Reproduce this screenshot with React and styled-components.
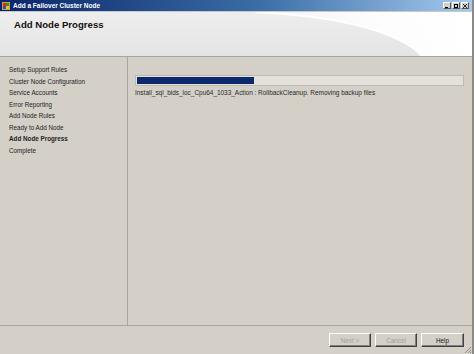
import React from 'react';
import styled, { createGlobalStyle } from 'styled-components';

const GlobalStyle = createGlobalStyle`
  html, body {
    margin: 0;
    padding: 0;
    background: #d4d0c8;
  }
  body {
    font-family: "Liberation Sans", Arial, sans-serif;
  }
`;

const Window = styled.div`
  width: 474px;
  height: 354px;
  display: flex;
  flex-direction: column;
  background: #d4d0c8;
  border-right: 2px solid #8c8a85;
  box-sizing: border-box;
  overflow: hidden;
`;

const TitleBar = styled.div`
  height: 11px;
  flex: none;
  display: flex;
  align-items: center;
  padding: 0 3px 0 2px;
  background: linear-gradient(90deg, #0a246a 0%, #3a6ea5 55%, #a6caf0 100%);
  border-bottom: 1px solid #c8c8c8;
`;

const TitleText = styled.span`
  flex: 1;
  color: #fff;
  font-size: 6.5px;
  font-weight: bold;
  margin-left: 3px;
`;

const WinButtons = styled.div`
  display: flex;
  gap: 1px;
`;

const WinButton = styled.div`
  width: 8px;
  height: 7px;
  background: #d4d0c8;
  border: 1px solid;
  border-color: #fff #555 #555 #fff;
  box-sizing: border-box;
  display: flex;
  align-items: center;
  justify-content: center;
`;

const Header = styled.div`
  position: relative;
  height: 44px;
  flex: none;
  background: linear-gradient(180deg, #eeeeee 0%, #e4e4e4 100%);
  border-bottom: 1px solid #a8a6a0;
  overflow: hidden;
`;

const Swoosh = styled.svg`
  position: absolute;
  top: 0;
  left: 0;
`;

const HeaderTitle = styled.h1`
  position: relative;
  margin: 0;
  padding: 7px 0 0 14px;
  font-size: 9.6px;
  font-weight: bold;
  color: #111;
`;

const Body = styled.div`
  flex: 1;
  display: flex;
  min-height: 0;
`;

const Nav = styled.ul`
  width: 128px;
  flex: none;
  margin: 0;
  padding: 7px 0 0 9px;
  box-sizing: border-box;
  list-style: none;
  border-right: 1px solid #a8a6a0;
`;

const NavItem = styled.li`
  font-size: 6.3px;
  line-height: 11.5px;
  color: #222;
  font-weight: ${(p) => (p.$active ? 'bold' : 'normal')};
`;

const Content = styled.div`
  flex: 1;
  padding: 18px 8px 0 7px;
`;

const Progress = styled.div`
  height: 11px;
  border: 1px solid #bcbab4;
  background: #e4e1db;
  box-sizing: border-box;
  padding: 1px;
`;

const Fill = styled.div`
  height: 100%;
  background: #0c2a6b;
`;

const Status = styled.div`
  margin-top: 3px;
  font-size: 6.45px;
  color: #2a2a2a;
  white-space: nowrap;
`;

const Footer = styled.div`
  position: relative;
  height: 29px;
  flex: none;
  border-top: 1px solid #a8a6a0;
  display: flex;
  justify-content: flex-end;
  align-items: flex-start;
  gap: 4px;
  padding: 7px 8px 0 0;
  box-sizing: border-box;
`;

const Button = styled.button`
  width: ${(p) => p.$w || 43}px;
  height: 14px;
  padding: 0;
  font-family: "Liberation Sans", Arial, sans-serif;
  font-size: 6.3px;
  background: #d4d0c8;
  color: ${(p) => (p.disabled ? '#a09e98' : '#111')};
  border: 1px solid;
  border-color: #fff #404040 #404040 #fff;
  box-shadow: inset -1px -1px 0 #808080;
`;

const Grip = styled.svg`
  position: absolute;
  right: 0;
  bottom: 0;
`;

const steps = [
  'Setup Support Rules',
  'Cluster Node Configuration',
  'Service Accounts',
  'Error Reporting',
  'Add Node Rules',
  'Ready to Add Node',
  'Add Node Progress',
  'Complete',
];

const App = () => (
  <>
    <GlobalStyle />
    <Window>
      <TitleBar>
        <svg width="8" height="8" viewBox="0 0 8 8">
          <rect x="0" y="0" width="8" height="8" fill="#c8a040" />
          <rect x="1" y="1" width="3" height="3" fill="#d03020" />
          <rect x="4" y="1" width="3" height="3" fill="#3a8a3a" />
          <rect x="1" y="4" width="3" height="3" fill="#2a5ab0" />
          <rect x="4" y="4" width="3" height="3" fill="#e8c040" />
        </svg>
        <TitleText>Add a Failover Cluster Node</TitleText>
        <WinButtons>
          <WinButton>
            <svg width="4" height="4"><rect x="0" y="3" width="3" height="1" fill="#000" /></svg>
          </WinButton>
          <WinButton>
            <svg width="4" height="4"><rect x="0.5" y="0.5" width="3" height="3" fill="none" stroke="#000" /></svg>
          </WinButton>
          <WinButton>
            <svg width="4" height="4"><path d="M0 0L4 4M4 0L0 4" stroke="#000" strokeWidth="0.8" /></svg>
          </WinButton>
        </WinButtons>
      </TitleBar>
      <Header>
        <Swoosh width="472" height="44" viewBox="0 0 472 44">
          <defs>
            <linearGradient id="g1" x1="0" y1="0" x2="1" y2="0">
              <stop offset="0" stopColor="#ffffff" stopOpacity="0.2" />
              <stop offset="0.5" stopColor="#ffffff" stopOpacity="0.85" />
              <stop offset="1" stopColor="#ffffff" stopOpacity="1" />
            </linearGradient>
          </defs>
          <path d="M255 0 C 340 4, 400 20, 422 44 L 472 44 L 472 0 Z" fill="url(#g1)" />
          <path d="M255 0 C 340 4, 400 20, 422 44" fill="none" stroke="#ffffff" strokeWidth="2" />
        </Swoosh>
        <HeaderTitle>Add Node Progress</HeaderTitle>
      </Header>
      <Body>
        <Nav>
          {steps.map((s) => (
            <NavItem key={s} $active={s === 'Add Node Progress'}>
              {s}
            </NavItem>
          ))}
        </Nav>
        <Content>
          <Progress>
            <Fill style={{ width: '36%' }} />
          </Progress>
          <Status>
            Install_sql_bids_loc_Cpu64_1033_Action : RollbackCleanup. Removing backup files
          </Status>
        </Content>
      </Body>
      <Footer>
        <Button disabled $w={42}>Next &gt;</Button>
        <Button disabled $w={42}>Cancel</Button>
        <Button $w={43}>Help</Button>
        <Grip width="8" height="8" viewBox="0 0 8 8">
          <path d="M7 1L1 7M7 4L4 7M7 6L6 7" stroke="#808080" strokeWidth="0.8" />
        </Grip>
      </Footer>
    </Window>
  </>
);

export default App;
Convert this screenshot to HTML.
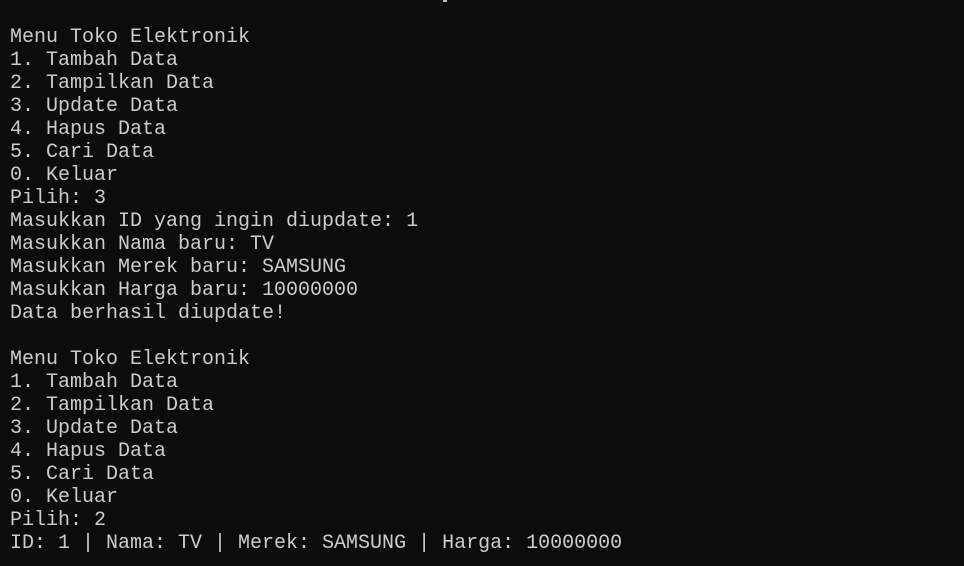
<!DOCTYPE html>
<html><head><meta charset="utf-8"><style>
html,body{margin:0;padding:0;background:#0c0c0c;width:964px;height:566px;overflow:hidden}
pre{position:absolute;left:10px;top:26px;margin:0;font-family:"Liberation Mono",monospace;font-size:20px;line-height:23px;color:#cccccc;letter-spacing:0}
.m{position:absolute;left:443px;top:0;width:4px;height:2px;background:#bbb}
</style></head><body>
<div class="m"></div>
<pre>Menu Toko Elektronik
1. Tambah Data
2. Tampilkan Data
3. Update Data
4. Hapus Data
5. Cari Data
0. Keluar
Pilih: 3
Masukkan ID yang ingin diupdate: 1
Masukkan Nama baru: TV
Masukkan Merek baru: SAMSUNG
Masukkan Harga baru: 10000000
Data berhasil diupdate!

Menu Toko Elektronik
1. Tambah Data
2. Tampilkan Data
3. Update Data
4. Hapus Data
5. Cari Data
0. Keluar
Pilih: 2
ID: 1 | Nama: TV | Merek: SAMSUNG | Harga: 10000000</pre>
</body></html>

-------

Omit the pictures and reproduce the listing exactly.

Reproduce this screenshot with React and styled-components.
import React from 'react';
import styled, { createGlobalStyle } from 'styled-components';

const GlobalStyle = createGlobalStyle`
  html, body {
    margin: 0;
    padding: 0;
    background: #d4d0c8;
  }
  body {
    font-family: "Liberation Sans", Arial, sans-serif;
  }
`;

const Window = styled.div`
  width: 474px;
  height: 354px;
  display: flex;
  flex-direction: column;
  background: #d4d0c8;
  border-right: 2px solid #8c8a85;
  box-sizing: border-box;
  overflow: hidden;
`;

const TitleBar = styled.div`
  height: 11px;
  flex: none;
  display: flex;
  align-items: center;
  padding: 0 3px 0 2px;
  background: linear-gradient(90deg, #0a246a 0%, #3a6ea5 55%, #a6caf0 100%);
  border-bottom: 1px solid #c8c8c8;
`;

const TitleText = styled.span`
  flex: 1;
  color: #fff;
  font-size: 6.5px;
  font-weight: bold;
  margin-left: 3px;
`;

const WinButtons = styled.div`
  display: flex;
  gap: 1px;
`;

const WinButton = styled.div`
  width: 8px;
  height: 7px;
  background: #d4d0c8;
  border: 1px solid;
  border-color: #fff #555 #555 #fff;
  box-sizing: border-box;
  display: flex;
  align-items: center;
  justify-content: center;
`;

const Header = styled.div`
  position: relative;
  height: 44px;
  flex: none;
  background: linear-gradient(180deg, #eeeeee 0%, #e4e4e4 100%);
  border-bottom: 1px solid #a8a6a0;
  overflow: hidden;
`;

const Swoosh = styled.svg`
  position: absolute;
  top: 0;
  left: 0;
`;

const HeaderTitle = styled.h1`
  position: relative;
  margin: 0;
  padding: 7px 0 0 14px;
  font-size: 9.6px;
  font-weight: bold;
  color: #111;
`;

const Body = styled.div`
  flex: 1;
  display: flex;
  min-height: 0;
`;

const Nav = styled.ul`
  width: 128px;
  flex: none;
  margin: 0;
  padding: 7px 0 0 9px;
  box-sizing: border-box;
  list-style: none;
  border-right: 1px solid #a8a6a0;
`;

const NavItem = styled.li`
  font-size: 6.3px;
  line-height: 11.5px;
  color: #222;
  font-weight: ${(p) => (p.$active ? 'bold' : 'normal')};
`;

const Content = styled.div`
  flex: 1;
  padding: 18px 8px 0 7px;
`;

const Progress = styled.div`
  height: 11px;
  border: 1px solid #bcbab4;
  background: #e4e1db;
  box-sizing: border-box;
  padding: 1px;
`;

const Fill = styled.div`
  height: 100%;
  background: #0c2a6b;
`;

const Status = styled.div`
  margin-top: 3px;
  font-size: 6.45px;
  color: #2a2a2a;
  white-space: nowrap;
`;

const Footer = styled.div`
  position: relative;
  height: 29px;
  flex: none;
  border-top: 1px solid #a8a6a0;
  display: flex;
  justify-content: flex-end;
  align-items: flex-start;
  gap: 4px;
  padding: 7px 8px 0 0;
  box-sizing: border-box;
`;

const Button = styled.button`
  width: ${(p) => p.$w || 43}px;
  height: 14px;
  padding: 0;
  font-family: "Liberation Sans", Arial, sans-serif;
  font-size: 6.3px;
  background: #d4d0c8;
  color: ${(p) => (p.disabled ? '#a09e98' : '#111')};
  border: 1px solid;
  border-color: #fff #404040 #404040 #fff;
  box-shadow: inset -1px -1px 0 #808080;
`;

const Grip = styled.svg`
  position: absolute;
  right: 0;
  bottom: 0;
`;

const steps = [
  'Setup Support Rules',
  'Cluster Node Configuration',
  'Service Accounts',
  'Error Reporting',
  'Add Node Rules',
  'Ready to Add Node',
  'Add Node Progress',
  'Complete',
];

const App = () => (
  <>
    <GlobalStyle />
    <Window>
      <TitleBar>
        <svg width="8" height="8" viewBox="0 0 8 8">
          <rect x="0" y="0" width="8" height="8" fill="#c8a040" />
          <rect x="1" y="1" width="3" height="3" fill="#d03020" />
          <rect x="4" y="1" width="3" height="3" fill="#3a8a3a" />
          <rect x="1" y="4" width="3" height="3" fill="#2a5ab0" />
          <rect x="4" y="4" width="3" height="3" fill="#e8c040" />
        </svg>
        <TitleText>Add a Failover Cluster Node</TitleText>
        <WinButtons>
          <WinButton>
            <svg width="4" height="4"><rect x="0" y="3" width="3" height="1" fill="#000" /></svg>
          </WinButton>
          <WinButton>
            <svg width="4" height="4"><rect x="0.5" y="0.5" width="3" height="3" fill="none" stroke="#000" /></svg>
          </WinButton>
          <WinButton>
            <svg width="4" height="4"><path d="M0 0L4 4M4 0L0 4" stroke="#000" strokeWidth="0.8" /></svg>
          </WinButton>
        </WinButtons>
      </TitleBar>
      <Header>
        <Swoosh width="472" height="44" viewBox="0 0 472 44">
          <defs>
            <linearGradient id="g1" x1="0" y1="0" x2="1" y2="0">
              <stop offset="0" stopColor="#ffffff" stopOpacity="0.2" />
              <stop offset="0.5" stopColor="#ffffff" stopOpacity="0.85" />
              <stop offset="1" stopColor="#ffffff" stopOpacity="1" />
            </linearGradient>
          </defs>
          <path d="M255 0 C 340 4, 400 20, 422 44 L 472 44 L 472 0 Z" fill="url(#g1)" />
          <path d="M255 0 C 340 4, 400 20, 422 44" fill="none" stroke="#ffffff" strokeWidth="2" />
        </Swoosh>
        <HeaderTitle>Add Node Progress</HeaderTitle>
      </Header>
      <Body>
        <Nav>
          {steps.map((s) => (
            <NavItem key={s} $active={s === 'Add Node Progress'}>
              {s}
            </NavItem>
          ))}
        </Nav>
        <Content>
          <Progress>
            <Fill style={{ width: '36%' }} />
          </Progress>
          <Status>
            Install_sql_bids_loc_Cpu64_1033_Action : RollbackCleanup. Removing backup files
          </Status>
        </Content>
      </Body>
      <Footer>
        <Button disabled $w={42}>Next &gt;</Button>
        <Button disabled $w={42}>Cancel</Button>
        <Button $w={43}>Help</Button>
        <Grip width="8" height="8" viewBox="0 0 8 8">
          <path d="M7 1L1 7M7 4L4 7M7 6L6 7" stroke="#808080" strokeWidth="0.8" />
        </Grip>
      </Footer>
    </Window>
  </>
);

export default App;
Convert this screenshot to HTML.
<!DOCTYPE html>
<html><head><meta charset="utf-8"><style>
html,body{margin:0;padding:0;background:#0c0c0c;width:964px;height:566px;overflow:hidden}
pre{position:absolute;left:10px;top:26px;margin:0;font-family:"Liberation Mono",monospace;font-size:20px;line-height:23px;color:#cccccc;letter-spacing:0}
.m{position:absolute;left:443px;top:0;width:4px;height:2px;background:#bbb}
</style></head><body>
<div class="m"></div>
<pre>Menu Toko Elektronik
1. Tambah Data
2. Tampilkan Data
3. Update Data
4. Hapus Data
5. Cari Data
0. Keluar
Pilih: 3
Masukkan ID yang ingin diupdate: 1
Masukkan Nama baru: TV
Masukkan Merek baru: SAMSUNG
Masukkan Harga baru: 10000000
Data berhasil diupdate!

Menu Toko Elektronik
1. Tambah Data
2. Tampilkan Data
3. Update Data
4. Hapus Data
5. Cari Data
0. Keluar
Pilih: 2
ID: 1 | Nama: TV | Merek: SAMSUNG | Harga: 10000000</pre>
</body></html>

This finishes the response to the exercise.